Censorship resistance has genuine demand. This is not a libertarian abstraction. Researchers working on sensitive topics, journalists in authoritarian countries, medical professionals seeking frank AI guidance, and developers building applications that push against platform content policies all have practical demand for inference that cannot be filtered or surveilled. This demand exists today and will grow as AI becomes more deeply integrated into professional workflows.

The Risks

Any honest thesis must confront what could go wrong. The risks in decentralised inference are real and should not be dismissed.

The quality gap could widen. If frontier closed-source models pull dramatically ahead of open-weight alternatives, the performance case for centralised inference strengthens. The thesis depends on open-weight models remaining competitive for the majority of use cases. This has been the trend, but it is not guaranteed to continue.

Reliability and latency matter. Enterprise adoption requires service-level agreements. Decentralised networks face inherent challenges in guaranteeing uptime, latency, and consistent output quality across a permissionless set of hardware operators. If centralised providers simply offer a more reliable service, developers will pay the premium and accept the trade-offs.

Regulatory risk cuts both ways. While privacy regulation favours decentralised architectures, regulation targeting uncensored AI content could create headwinds. If governments mandate content filtering for AI inference, permissionless networks face a compliance challenge that centralised providers can more easily navigate.

Centralisation vectors exist within decentralised networks. Dominant node operators, concentrated governance, and single points of failure in smart contract infrastructure can erode the decentralisation thesis from within. A network that is decentralised in name but concentrated in practice offers the worst of both worlds.

Demand may not materialise at scale. The agentic web is still nascent. Privacy-sensitive enterprise adoption of decentralised inference is early. If the macro adoption curve is slower than expected, the economic flywheel that drives token burns and supply reduction may not spin fast enough to justify current valuations.

The Arxonic Position

Approximately 70% of the Arxonic portfolio is allocated to decentralised AI infrastructure through VVV and DIEM. This is a concentrated bet, and it is intentional.

The thesis is structural, not speculative. Inference demand will grow dramatically. A meaningful percentage of that demand will flow through infrastructure that is private, permissionless, and not controlled by a single entity. The value of owning coordination and access layer exposure to that flow is not yet priced into the market.

VVV provides coordination layer exposure. As the network it coordinates processes more inference, the token's supply shrinks through burns while demand for staking increases. The emission reduction schedule — dropping from 6 million to 3 million per year across May to July 2026 — compresses the timeline to net deflation.
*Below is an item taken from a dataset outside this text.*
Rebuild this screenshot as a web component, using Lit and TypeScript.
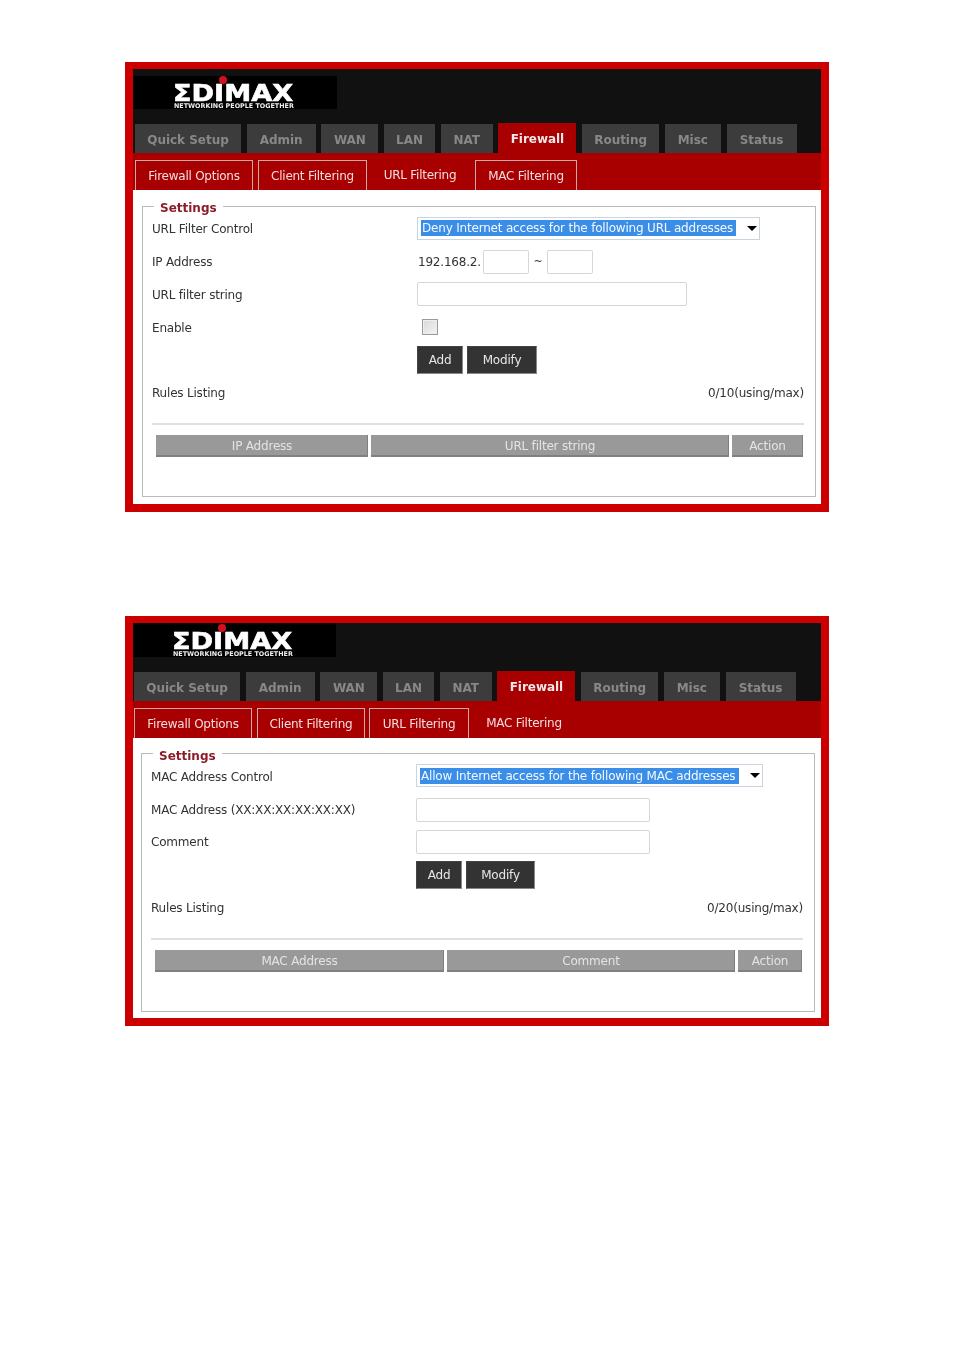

DIEM is held for utility, not speculation. The Arxonic DIEM position generates daily API credits that subsidise all development work across multiple projects at zero marginal cost. The decision to hold rather than sell reflects a conviction that guaranteed, permissionless API access at a fixed rate is more valuable than the current market price implies.

The position would be reconsidered if: the quality gap between open-weight and closed-source models widens materially; Venice loses significant node operator capacity or user traction; a regulatory crackdown specifically targets permissionless inference in ways that cannot be navigated; or a competing protocol emerges with a demonstrably superior coordination mechanism and economic design.

Until one of those conditions is met, the thesis holds: inference will decentralise, value will concentrate in the coordination and access layers, and owning those layers early is the asymmetric bet that defines this portfolio.